▸ Problem
Below is some material; set it all down exactly, apart from the pictures.

▸ Collected material
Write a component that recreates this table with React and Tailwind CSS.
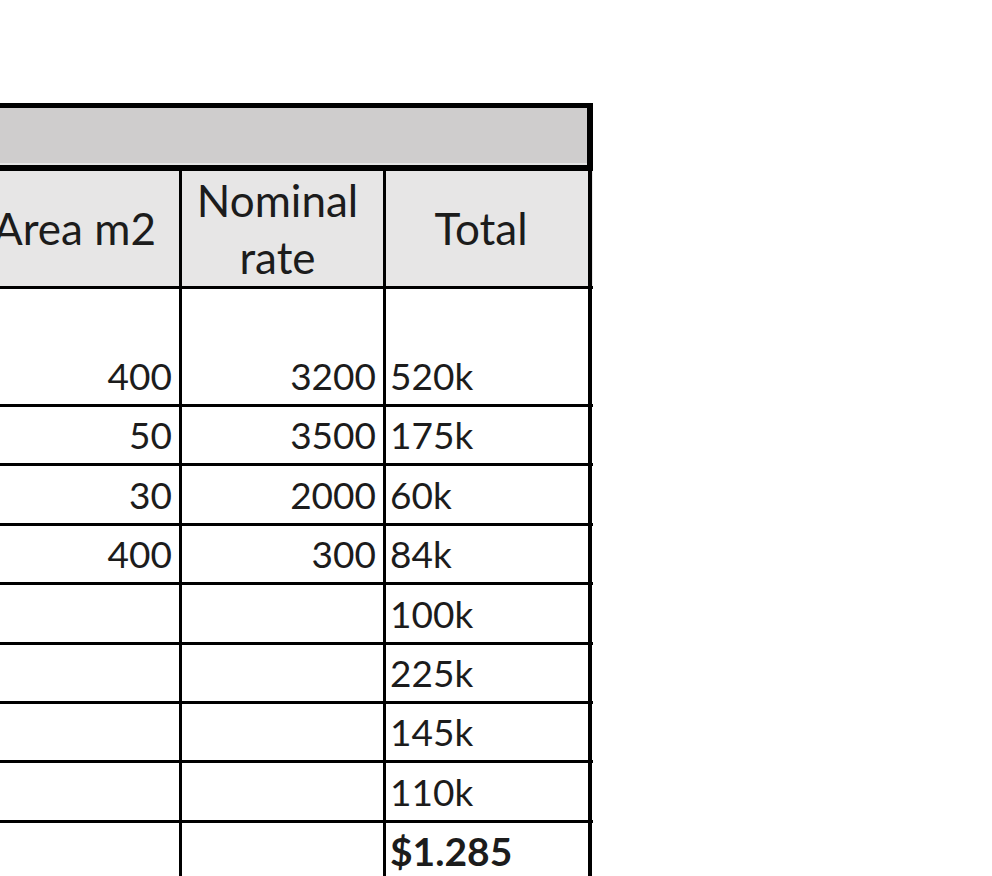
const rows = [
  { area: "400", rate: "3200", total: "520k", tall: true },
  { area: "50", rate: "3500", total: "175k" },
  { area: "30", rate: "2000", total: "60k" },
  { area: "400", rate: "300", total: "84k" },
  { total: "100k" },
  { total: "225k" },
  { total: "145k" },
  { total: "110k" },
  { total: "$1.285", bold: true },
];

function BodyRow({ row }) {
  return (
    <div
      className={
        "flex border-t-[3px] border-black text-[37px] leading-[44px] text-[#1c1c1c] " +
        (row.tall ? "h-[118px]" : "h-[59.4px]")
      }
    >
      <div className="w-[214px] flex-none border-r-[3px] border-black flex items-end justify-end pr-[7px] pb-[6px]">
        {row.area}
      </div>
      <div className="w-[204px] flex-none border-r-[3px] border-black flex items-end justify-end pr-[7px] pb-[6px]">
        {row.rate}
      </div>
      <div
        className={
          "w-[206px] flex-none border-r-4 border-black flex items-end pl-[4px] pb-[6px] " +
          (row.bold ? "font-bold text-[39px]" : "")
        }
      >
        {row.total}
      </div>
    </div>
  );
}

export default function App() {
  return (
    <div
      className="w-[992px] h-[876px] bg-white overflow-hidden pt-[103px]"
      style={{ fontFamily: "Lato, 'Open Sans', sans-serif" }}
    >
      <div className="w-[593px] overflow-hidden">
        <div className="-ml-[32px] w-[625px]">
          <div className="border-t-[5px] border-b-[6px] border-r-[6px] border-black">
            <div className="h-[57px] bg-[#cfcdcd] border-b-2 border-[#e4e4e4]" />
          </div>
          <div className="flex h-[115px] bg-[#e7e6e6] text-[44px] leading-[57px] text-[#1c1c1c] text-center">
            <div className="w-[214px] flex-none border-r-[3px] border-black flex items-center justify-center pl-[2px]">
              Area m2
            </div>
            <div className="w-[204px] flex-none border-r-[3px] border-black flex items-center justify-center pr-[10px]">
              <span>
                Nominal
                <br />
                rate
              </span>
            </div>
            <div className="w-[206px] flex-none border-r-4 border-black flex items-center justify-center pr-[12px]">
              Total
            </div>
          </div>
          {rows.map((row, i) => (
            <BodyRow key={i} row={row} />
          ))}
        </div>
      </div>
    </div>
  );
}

▸ Answer below
Write a component that recreates this table with React and Tailwind CSS.
const rows = [
  { area: "400", rate: "3200", total: "520k", tall: true },
  { area: "50", rate: "3500", total: "175k" },
  { area: "30", rate: "2000", total: "60k" },
  { area: "400", rate: "300", total: "84k" },
  { total: "100k" },
  { total: "225k" },
  { total: "145k" },
  { total: "110k" },
  { total: "$1.285", bold: true },
];

function BodyRow({ row }) {
  return (
    <div
      className={
        "flex border-t-[3px] border-black text-[37px] leading-[44px] text-[#1c1c1c] " +
        (row.tall ? "h-[118px]" : "h-[59.4px]")
      }
    >
      <div className="w-[214px] flex-none border-r-[3px] border-black flex items-end justify-end pr-[7px] pb-[6px]">
        {row.area}
      </div>
      <div className="w-[204px] flex-none border-r-[3px] border-black flex items-end justify-end pr-[7px] pb-[6px]">
        {row.rate}
      </div>
      <div
        className={
          "w-[206px] flex-none border-r-4 border-black flex items-end pl-[4px] pb-[6px] " +
          (row.bold ? "font-bold text-[39px]" : "")
        }
      >
        {row.total}
      </div>
    </div>
  );
}

export default function App() {
  return (
    <div
      className="w-[992px] h-[876px] bg-white overflow-hidden pt-[103px]"
      style={{ fontFamily: "Lato, 'Open Sans', sans-serif" }}
    >
      <div className="w-[593px] overflow-hidden">
        <div className="-ml-[32px] w-[625px]">
          <div className="border-t-[5px] border-b-[6px] border-r-[6px] border-black">
            <div className="h-[57px] bg-[#cfcdcd] border-b-2 border-[#e4e4e4]" />
          </div>
          <div className="flex h-[115px] bg-[#e7e6e6] text-[44px] leading-[57px] text-[#1c1c1c] text-center">
            <div className="w-[214px] flex-none border-r-[3px] border-black flex items-center justify-center pl-[2px]">
              Area m2
            </div>
            <div className="w-[204px] flex-none border-r-[3px] border-black flex items-center justify-center pr-[10px]">
              <span>
                Nominal
                <br />
                rate
              </span>
            </div>
            <div className="w-[206px] flex-none border-r-4 border-black flex items-center justify-center pr-[12px]">
              Total
            </div>
          </div>
          {rows.map((row, i) => (
            <BodyRow key={i} row={row} />
          ))}
        </div>
      </div>
    </div>
  );
}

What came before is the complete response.